The following two chapters move away from the Talmud as conceived by its creators, and toward the Talmud as a text that continued to house various interpretive meanings over the ensuing centuries. Chapter 3, "Election: How the Talmud's Discourse Developed" considers the enhanced Talmud through the lens of three medieval rabbinic commentators, whose status as male religious elite allowed their commentary to take on an authority almost equivalent to the Talmud itself. The commentators Wimpfheimer selects--Maimonides (1135-1204), Rashi (1040-1105), and Rabad (1125-1198)--allow him to consider the different cultures of Talmudic interpretation that developed in the different regions of Sepharad, Ashkenaz, and Provence, as well as the different interpretive methodologies on display in the distinct literary genres of legal codes, commentaries, and responsa. Wimpfheimer focuses in particular on how each of these three rabbinic authorities, as well as other medieval and early modern rabbis, imbued the Talmud with greater authority by producing a "robust discourse of interpretation that arose around the work--the expanded Talmud" (160). This chapter effectively continues the biography of the Talmud into what might be called the text's afterlife. As Wimpfheimer emphasizes, however, the life story of the Talmud did not come to an end when it received its canonical textual form in the eighth century. Rather, it continued to be re-created and re-produced through constant reading and interpretation.

The Talmud took on a very different type of interpretive meaning for those who primarily experienced it via its symbolic meaning rather than through reading text. In chapter 4, "Rivals, Naysayers, Imitators, and Critics," Wimpfheimer turns from the rabbis who worked to establish the Talmud's authority to those who challenged that authority, including both Jews and non-Jews. Some of the people who entered into what Wimpfheimer calls "hostile relationships" (164) with the Talmud had deep familiarity with the text, while others had never read it. All of these groups, however, developed responses to the Talmud that emphasized its emblematic meaning rather than the text and the layers of discourse surrounding it. This chapter covers a broader historical period than any other in the book, beginning with the Babylonian Talmud's rival contemporary, the Palestinian Talmud, and concluding with modern Jewish and Christian critiques based on Enlightenment, mystical Hasidic, and Zionist ideologies. Wimpfheimer also addresses a number of medieval Jewish and Christian critics of the Talmud: the Karaites, who rejected the Talmud as an authoritative understanding of the biblical text and of Jewish law; the Kabbalists, who embraced mystical texts such as the Zohar as a serious rival to the Talmud; and Christians, primarily those associated with the Dominican order, who varyingly presented the Talmud as anti-Christian text, as symbol of medieval Judaism's abandonment of the Bible, and as proof of Christian faith.

The final chapter, "Golden Old Age: Talmud in Modernity--Three Stories" seeks to emphasize the continued cultural importance of the Talmud today.

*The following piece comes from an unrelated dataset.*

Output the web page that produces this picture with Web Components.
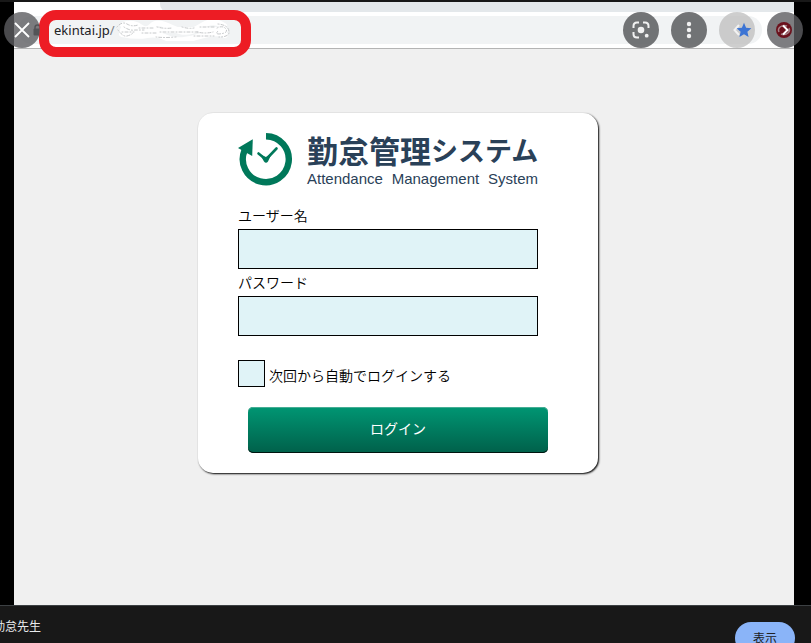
<!DOCTYPE html>
<html lang="ja">
<head>
<meta charset="utf-8">
<title>勤怠先生</title>
<style>
html, body { height: 100%; }
body { margin: 0; background: #181818; overflow: hidden; font-family: "Noto Sans", "Noto Sans CJK JP", sans-serif; }
</style>
</head>
<body>
<image-viewer>
  <viewer-toolbar slot="toolbar"></viewer-toolbar>
  <browser-frame>
    <login-card></login-card>
  </browser-frame>
  <viewer-footer slot="footer"></viewer-footer>
</image-viewer>
<script>
function define(name, html, setup) {
  customElements.define(name, class extends HTMLElement {
    constructor() {
      super();
      this.attachShadow({ mode: "open" }).innerHTML = html;
    }
    connectedCallback() { if (setup) setup(this, this.shadowRoot); }
  });
}

define("image-viewer", `
<style>
:host { display: flex; flex-direction: column; height: 100vh; position: relative; overflow: hidden; padding-top: 2px; box-sizing: border-box; }
main { flex: 1; display: flex; background: #000; padding: 0 17px 0 14px; min-height: 0; }
::slotted(browser-frame) { flex: 1; }
</style>
<main><slot></slot></main>
<slot name="footer"></slot>
<slot name="toolbar"></slot>`);

define("round-button", `
<style>
:host { display: block; }
button { display: block; width: 36px; height: 36px; border: 0; padding: 0; border-radius: 50%; background: var(--disc, rgba(92,93,96,.86)); cursor: pointer; }
::slotted(svg) { display: block; width: 36px; height: 36px; }
</style>
<button type="button"><slot></slot></button>`, (el, root) => {
  root.querySelector("button").setAttribute("aria-label", el.getAttribute("label"));
});

define("viewer-toolbar", `
<style>
:host { position: absolute; top: 12px; left: 4px; right: 8px; display: flex; gap: 12px; }
.space { flex: 1; }
.edge { --disc: rgba(92,93,96,.8); }
.pale { --disc: rgba(190,190,190,.75); }
</style>
<round-button class="edge" label="閉じる"><svg viewBox="0 0 36 36"><path d="M11 11 25 25M25 11 11 25" stroke="#fff" stroke-width="1.8"/></svg></round-button>
<span class="space"></span>
<round-button label="画像で検索"><svg viewBox="0 0 36 36" fill="none" stroke="#f1f1f1" stroke-width="2"><path d="M10.5 16v-2q0-3.500 3.500-3.500h2M20 10.500h2q3.500 0 3.500 3.500v2M10.500 20v2q0 3.500 3.500 3.500h2"/><circle cx="18" cy="18" r="3.300" fill="#f1f1f1" stroke="none"/><circle cx="23.700" cy="23.700" r="1.900" fill="#f1f1f1" stroke="none"/></svg></round-button>
<round-button label="メニュー"><svg viewBox="0 0 36 36" fill="#f1f1f1"><circle cx="18" cy="12" r="2.200"/><circle cx="18" cy="18" r="2.200"/><circle cx="18" cy="24" r="2.200"/></svg></round-button>
<round-button class="pale" label="前へ"><svg viewBox="0 0 36 36"><path d="M20 13 15.500 18 20 23" fill="none" stroke="#f2f2f2" stroke-width="2"/><path d="m25 10.800 2.100 4.900 5.300.5-4 3.500 1.200 5.200-4.600-2.700-4.600 2.700 1.200-5.200-4-3.500 5.300-.5z" fill="#3c74d4"/></svg></round-button>
<round-button class="edge" label="次へ"><svg viewBox="0 0 36 36"><circle cx="17" cy="18" r="8" fill="#6b111c"/><path d="M12 20c-2-4 3-8 8-6M22 16c2 4-3 8-8 6" fill="none" stroke="#a58287" stroke-width="1.500"/><path d="M16 13.500 20.500 18 16 22.500" fill="none" stroke="#fff" stroke-width="2"/></svg></round-button>`);

define("address-bar", `
<style>
:host { display: flex; align-items: center; height: 36px; padding: 0 32px 0 4px; background: #fff; border-bottom: 1px solid #b4b4b4; }
.pill { flex: 1; display: flex; align-items: center; height: 28px; border-radius: 14px; background: #f1f3f4; padding-left: 14px; position: relative; }
.lock { width: 12px; height: 14px; flex: none; }
.url { font-size: 13px; line-height: 28px; color: #202124; text-decoration: none; margin-left: 10px; }
.url span { color: #7d8186; }
.scrub { width: 116px; height: 22px; margin-left: 1px; flex: none; }
.mark { position: absolute; left: 21px; top: -6px; width: 192px; height: 27px; border: 10px solid #ed1c24; border-radius: 17px; pointer-events: none; }
</style>
<div class="pill">
<svg class="lock" viewBox="0 0 12 14"><path d="M3 6V4.500a2.500 2.500 0 0 1 5 0V6" fill="none" stroke="#303236" stroke-width="1.500"/><rect x="1.500" y="5.500" width="8" height="7" rx="1" fill="#303236"/></svg>
<a class="url" href="#">ekintai.jp<span>/</span></a>
<svg class="scrub" viewBox="0 0 116 22"><g fill="none" stroke-linecap="round"><path d="M7 6q10-3 17 2t12-1 20 2 28-1 24-1M7 11h102M6 15q15 3 25 1t20 3 30-1 28-2" stroke="#fff" stroke-width="6"/><path d="M1 8q5-6 10-3t11 1M2 11q5 7 9 6t6-3M8 8q6 4 11 3h9M6 13h12M23 9h16M26 14h14M41 8q8 2 15 1M44 13h22M40 18q9 1 20 0M66 8q7 2 12 1M68 13h14M81 13q8 2 16 0M84 8h14M78 17h20M102 5q10 1 11 7t-10 6M101 9q6-3 9 1t-7 5q-4 0-1-3" stroke="#c6c8ca" stroke-width="1" stroke-dasharray="1 2 3 2"/></g></svg>
<div class="mark"></div>
</div>`);

define("browser-frame", `
<style>
:host { display: flex; flex-direction: column; min-width: 0; background: #f0f0f0; }
.tabs { height: 10px; flex: none; display: flex; background: #fff; }
.tab { width: 146px; }
.strip { flex: 1; background: #e4e8eb; border-bottom-left-radius: 8px; }
.page { flex: 1; min-height: 0; display: flex; justify-content: center; align-items: flex-start; padding: 64px 12px 0 0; }
</style>
<div class="tabs"><span class="tab"></span><span class="strip"></span></div>
<address-bar></address-bar>
<div class="page"><slot></slot></div>`);

define("product-logo", `
<style>
:host { display: flex; justify-content: space-between; height: 52px; color: #2a4158; }
svg { width: 56px; height: 54px; flex: none; }
.words { width: 231px; }
.name { margin: 0; display: flex; align-items: center; height: 34px; font: bold 31px/34px "Noto Sans CJK JP", sans-serif; white-space: nowrap; }
.kana { font-size: 27px; }
.sub { margin: 4px 0 0; font: 15px/16px "Liberation Sans", Arial, sans-serif; display: flex; justify-content: space-between; }
</style>
<svg viewBox="0 0 56 54" aria-hidden="true"><path d="M28 3.200A23 23 0 1 1 6.500 17.500" fill="none" stroke="#00785a" stroke-width="6.400"/><path d="M0 15 14.800 6.200 14.200 23z" fill="#00785a"/><path d="M20.500 20.500 28 26.500 38.500 15.500" fill="none" stroke="#00785a" stroke-width="2.600" stroke-linecap="round"/><path d="M22 21.500 28 24 34 20 30 28.500Q28 31 26 28.500z" fill="#00785a"/></svg>
<div class="words"><h1 class="name"><span>勤怠管理</span><span class="kana">システム</span></h1>
<p class="sub"><span>Attendance</span> <span>Management</span> <span>System</span></p></div>`);

define("text-field", `
<style>
:host { display: block; }
label { display: block; font-size: 14px; line-height: 27px; }
input { display: block; box-sizing: border-box; width: 100%; height: 40px; margin: 0; padding: 0 8px; border: 1px solid #000; border-radius: 0; background: #e0f3f7; font: 16px "Noto Sans CJK JP", sans-serif; }
</style>
<label for="f"><slot></slot></label><input id="f">`, (el, root) => {
  root.querySelector("input").type = el.getAttribute("type") || "text";
});

define("check-field", `
<style>
:host { display: flex; align-items: flex-end; gap: 4px; }
input { appearance: none; box-sizing: border-box; width: 27px; height: 27px; margin: 0; border: 1px solid #000; background: #e0f3f7; flex: none; }
input:checked { background: #00785a; }
label { font-size: 14px; line-height: 24px; }
</style>
<input type="checkbox" id="c"><label for="c"><slot></slot></label>`);

define("login-card", `
<style>
:host { display: block; box-sizing: border-box; width: 400px; max-width: 100%; padding: 20px 60px 20px 40px; border-radius: 15px; background: #fff; box-shadow: 1px 1px 2px #000; color: #000; font-family: "Noto Sans CJK JP", sans-serif; font-weight: 350; }
form { margin-top: 17px; }
check-field { margin-top: 24px; }
button { display: block; width: 100%; height: 46px; margin: 20px 0 0 10px; padding: 0 0 4px; border: 0; border-radius: 5px; color: #fff; font: 400 14px "Noto Sans CJK JP", sans-serif; background: linear-gradient(#009673, #00604a); box-shadow: inset 0 1px #45ad94, inset 0 -1px #00150f; cursor: pointer; }
</style>
<product-logo></product-logo>
<form>
<text-field>ユーザー名</text-field>
<text-field type="password">パスワード</text-field>
<check-field>次回から自動でログインする</check-field>
<button type="button">ログイン</button>
</form>`);

define("viewer-footer", `
<style>
:host { display: flex; justify-content: space-between; flex: none; box-sizing: border-box; height: 38px; border-top: 1px solid #3c4043; background: #181818; color: #e8eaed; padding-right: 16px; font-family: "Noto Sans CJK JP", sans-serif; overflow: hidden; }
.title { width: 41px; display: flex; justify-content: flex-end; font-size: 12px; line-height: 40px; white-space: nowrap; }
button { width: 60px; height: 32px; flex: none; margin-top: 16px; padding: 0; border: 0; border-radius: 16px; background: #8ab4f8; color: #202124; font: 12px/32px "Noto Sans CJK JP", sans-serif; }
</style>
<span class="title">勤怠先生</span>
<button type="button">表示</button>`);
</script>
</body>
</html>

As the text has become more accessible to a wider audience due to first printing and now apps, the Talmud "has developed a larger quantity and a greater diversity of readers than it has ever had" (210). Thanks to the mass availability of the Talmud, it is studied by a wide range of individuals, including yeshivah students, university academics, and a substantial and diverse lay audience. The Talmud has retained sufficient cultural capital that it not only inspires study among traditional Jews, but also has spawned new discourses centered on such topics as its historical and cultural context, its cultural symbolism for the American Jewish laity, and the possibility of reclaiming the Talmud for modern feminist readers.

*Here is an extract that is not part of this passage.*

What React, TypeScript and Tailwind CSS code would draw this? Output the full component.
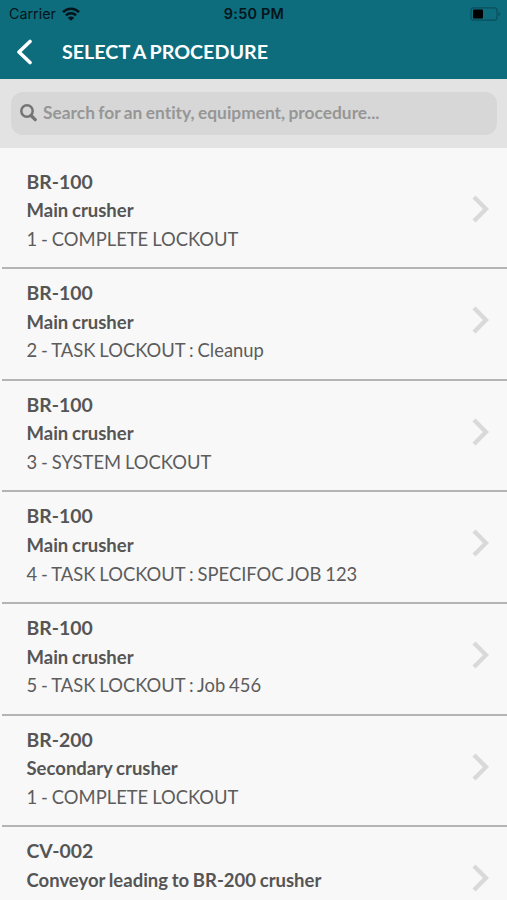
import React from 'react';

interface Procedure {
  code: string;
  name: string;
  title: string;
}

const PROCEDURES: Procedure[] = [
  { code: 'BR-100', name: 'Main crusher', title: '1 - COMPLETE LOCKOUT' },
  { code: 'BR-100', name: 'Main crusher', title: '2 - TASK LOCKOUT : Cleanup' },
  { code: 'BR-100', name: 'Main crusher', title: '3 - SYSTEM LOCKOUT' },
  { code: 'BR-100', name: 'Main crusher', title: '4 - TASK LOCKOUT : SPECIFOC JOB 123' },
  { code: 'BR-100', name: 'Main crusher', title: '5 - TASK LOCKOUT : Job 456' },
  { code: 'BR-200', name: 'Secondary crusher', title: '1 - COMPLETE LOCKOUT' },
  { code: 'CV-002', name: 'Conveyor leading to BR-200 crusher', title: '' },
];

const WifiIcon = () => (
  <svg width="18" height="14" viewBox="0 0 18 14" fill="none" stroke="#03141a" strokeWidth="2.6">
    <path d="M1 5.2C5.4 .6 12.6 .6 17 5.2" />
    <path d="M3.9 8.4c2.9-2.8 7.3-2.8 10.2 0" />
    <path d="M9 13.8 5.7 10.7c1.8-1.7 4.8-1.7 6.6 0z" fill="#03141a" stroke="none" />
  </svg>
);

const BatteryIcon = () => (
  <svg width="31" height="14" viewBox="0 0 31 14" fill="none">
    <rect x="1" y=".8" width="26" height="12.4" rx="2.5" stroke="#0a4f5c" strokeWidth="1.2" />
    <rect x="3" y="2.5" width="10" height="9" rx="1" fill="#000" />
    <path d="M28.5 4.8c2.2.8 2.2 3.6 0 4.4z" fill="#0a4f5c" />
  </svg>
);

const StatusBar = () => (
  <div className="grid h-[27px] grid-cols-3 items-center pl-[9px] pr-[6px] font-['Inter',sans-serif] text-[#03141a]">
    <div className="flex items-center gap-[6px] text-[14.3px]">
      <span>Carrier</span>
      <WifiIcon />
    </div>
    <span className="pr-[2px] text-center text-[14.4px] font-semibold tracking-[0.25px]">9:50 PM</span>
    <div className="flex justify-end">
      <BatteryIcon />
    </div>
  </div>
);

const ProcedureRow = ({ procedure }: { procedure: Procedure }) => (
  <li className="ml-[2px] flex h-[111.6px] shrink-0 justify-between border-b-2 border-[#b4b4b4] pl-[24.5px] pr-[18px] pt-[10px] text-[#555]">
    <div className="text-[18.5px] leading-[28.6px] whitespace-nowrap [word-spacing:-0.8px]">
      <p className="text-[19.4px] font-bold">{procedure.code}</p>
      <p className="font-bold">{procedure.name}</p>
      <p className="text-[18.4px] text-[#5c5c5c]">{procedure.title}</p>
    </div>
    <svg className="mt-[27px]" width="17" height="28" viewBox="0 0 17 28" fill="none" stroke="#d9d9d9" strokeWidth="4.4">
      <path d="M2 2 14 14 2 26" />
    </svg>
  </li>
);

const App: React.FC = () => {
  return (
    <div className="flex h-[900px] w-[507px] flex-col overflow-hidden bg-[#f8f8f8] font-['Lato',sans-serif] [font-variant-ligatures:none]">
      <header className="h-[79px] shrink-0 bg-[#0e6d7d]">
        <StatusBar />
        <div className="flex h-[50px] items-center pl-4">
          <svg width="17" height="26" viewBox="0 0 17 26" fill="none" stroke="#fff" strokeWidth="3.6" strokeLinecap="round" strokeLinejoin="round">
            <path d="M14 2.5 3 13 14 23.5" />
          </svg>
          <h1 className="ml-[29px] text-[19.7px] font-bold text-white [word-spacing:-1px]">SELECT A PROCEDURE</h1>
        </div>
      </header>

      <div className="h-[69px] shrink-0 bg-[#e3e3e3] pl-[11px] pr-[10px] pt-[13px]">
        <div className="flex h-[43px] items-center rounded-[12px] bg-[#d7d7d7] pl-[9px]">
          <svg className="-mt-px" width="17" height="18" viewBox="0 0 17 18" fill="none" stroke="#747474">
            <circle cx="7" cy="7" r="5.7" strokeWidth="2.5" />
            <path d="m11 11.5 4.2 4.2" strokeWidth="3.2" strokeLinecap="round" />
          </svg>
          <input
            type="text"
            placeholder="Search for an entity, equipment, procedure..."
            className="ml-[6px] flex-1 bg-transparent text-[17.35px] font-bold outline-none [word-spacing:-0.8px] placeholder:text-[#969696]"
          />
        </div>
      </div>

      {/* Procedure list */}
      <ul className="flex flex-col pt-[9.7px]">
        {PROCEDURES.map((p, idx) => (
          <ProcedureRow key={idx} procedure={p} />
        ))}
      </ul>
    </div>
  );
};

export default App;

Although Wimfpheimer concludes this chapter with a discussion of feminist efforts to protest and remedy their historical exclusion from Talmudic study, his work might have benefited from more careful attention to gender throughout. In chapter 2, he briefly addresses the fact that as a pre-modern text, the Talmud sometimes "assumes morally problematic positions on race and gender" (58). Yet he does not generally draw attention to the fact that while women are subjects of discussion in the Talmud and in later rabbinic commentaries, the production of Talmud and the vast majority of Talmudic discourse remained the sole province of an all-male intellectual elite. The Talmud creates the illusion of conversations, which are almost always conversations between men. One of the few women quoted, Beruriah, received a striking textual punishment for her intellectual endeavors, as she ultimately succumbed to the seduction of her husband's student and committed suicide out of shame. Although some pre-modern women--including Rashi's daughters--received training in Talmud, any contributions they might have made to the enhanced Talmud have been rendered invisible, subsumed under the commentaries of their more famous male relatives. A stronger consideration of this gendered history of the creation and interpretation of the Talmud would have deepened Wimpfheimer's analysis.

Ultimately, however, Wimpfheimer effectively weaves together a biography of the Talmud as a text that continued to take on new and multivalent meanings centuries after it received a canonical written form. By structuring the text around different registers of Talmudic meaning--essential, enhanced, and emblematic--he allows readers unfamiliar with the text to simultaneously understand not only the Talmud's history, but also the wide range of reading strategies used to interpret the Talmud. Even a reader who has not previously studied Talmud will come away from this book with a clearer understanding of how academics read the Talmud relative to its historical context, how medieval commentators read and interpreted the text, and why it took on such importance for both its proponents and its challengers. The Talmud:A Biography will not seem particularly groundbreaking to scholars familiar with the text, nor is it meant to be. Thanks to clear explanations and effective presentation of background material, Wimpfheimer's book provides a valuable introduction to the Talmud for educated lay readers and for students beginning to study the Talmud or Jewish history.